La posta elettronica è probabilmente lo strumento di lavoro più utilizzato al giorno d’oggi: chiunque, dall’operaio al top manager, viene dotato di un “proprio” indirizzo di posta aziendale, ed attraverso questo adempie le sue mansioni, intrattiene relazioni con soggetti interni o esterni, relazioni che nel quotidiano possono trascendere i contenuti strettamente professionali e riguardare anche aspetti della vita privata.
Nulla di nuovo sotto il sole. Sovente capita che un dipendente “registri” il suo profilo in un determinato sito internet inserendo il recapito e-mail aziendale, oppure indichi l’email di lavoro per l’inoltro della pagella scolastica dei figli, e via dicendo.
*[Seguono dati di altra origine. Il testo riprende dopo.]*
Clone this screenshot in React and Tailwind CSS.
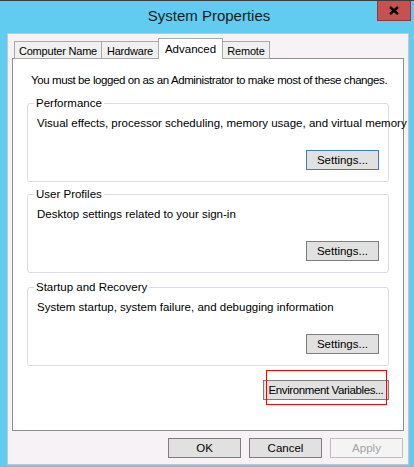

Trattasi della più comune conseguenze delle azioni umane reiterate quotidianamente: la soglia di concentrazione si abbassa e ci si dimentica che, in realtà, la posta aziendale è “aziendale”, e che un uso privato espone il lavoratore a vedersi leggere la corrispondenza da terzi (che poi è il legittimo proprietario).
Complice del cortocircuito è, spesso, anche l’elevata soglia di tolleranza delle organizzazioni, che dovrebbero impedire l’uso privato della posta se vogliono risparmiare alle aziende più di qualche problema legale; già perché la tutela della privacy, oggigiorno, ha assunto un ruolo preponderante nella gestione del rapporto di lavoro, e il diritto di controllo del datore è sottoposto continuamente al bilanciamento con quello della riservatezza dei dati che attraverso la posta elettronica sono fatti circolare dalla persona-dipendente.
Giunge un momento, nella relazione tra dipendente e datore, nel quale quest’ultimo, per una ragione o per un’altra, ha necessità di attuare “verifiche” al suo interno, che possono comportare l’accesso al server di posta ed ai messaggi ivi custoditi: la giurisprudenza dei Tribunali del Lavoro ha trovato un delicato punto di equilibrio attorno alla norma contenuta nell’art. 4 dello Statuto dei Lavoratori, che vieta il “controllo a distanza”.
Per i Giudici, infatti, il controllo, ivi compreso quello attraverso la consultazione della casella di posta, è sempre vietato quando risponde alla esigenza di verificare se il dipendente stia e/o abbia adempiuto le mansioni affidate, giacché in tal caso si tratterebbe di un controllo “anelastico”, ovvero finalizzato al controllo in sé, violativo della dignità e della sfera di riservatezza che ogni dipendente deve sempre avere all’interno della giornata di lavoro.
Al contrario, un controllo è possibile quando è finalizzato alla verifica di fatti o atti illeciti (non necessariamente costituenti reato), trattandosi in questo caso di “controlli difensivi” effettuati ex post rispetto ad una determinata condotta, non finalizzati alla verifica del puntuale adempimento delle mansioni ma a rinvenire un riscontro materiale (la prova) circa un fatto illecito posto in essere da un dipendente ai danni del suo datore di lavoro.
Stiamo parlando dell’ipotesi limite, quella “patologica” del rapporto di lavoro. Nel quotidiano, il corretto esercizio del potere di controllo deve passare per l’adozione di adeguate policy interne, in coerenza con quanto statuito dal Garante della Privacy, e prima ancora dalle norme comunitarie, da quelle nazionali e dai provvedimenti generali emessi dal Garante stesso.
Perché l’accesso alla casella di posta sia lecito, il datore di lavoro deve avere cura di diramare all’interno dell’azienda apposito regolamento recante una completa informativa sull’accesso alla posta, sulla sua utilizzazione, sul divieto di uso privato, nonché indicare le regole di funzionamento e conservazione delle password, coloro i quali possono averne accesso e le casistiche, il periodo di conservazione dei messaggi e, soprattutto, i casi e le finalità di eventuali accessi al server e le ipotesi di controllo.
In caso contrario? Ci si troverebbe nell’ipotesi paradossale per cui il datore, avuto accesso “illegittimamente” alla propria casella di posta, ha contezza della condotta illecita del proprio lavoratore ma non può utilizzare il dato ai fini della sua contestazione.
È pur vero che quando “occhio non vede, cuore non duole”, ma è vero anche che quando si parla di business e di efficacia dei controlli ogni sforzo deve essere incentrato sul far sì che l’occhio possa vedere, sempre, così che il cuore possa dolere un po’ di meno, sia quello dell’imprenditore che del lavoratore.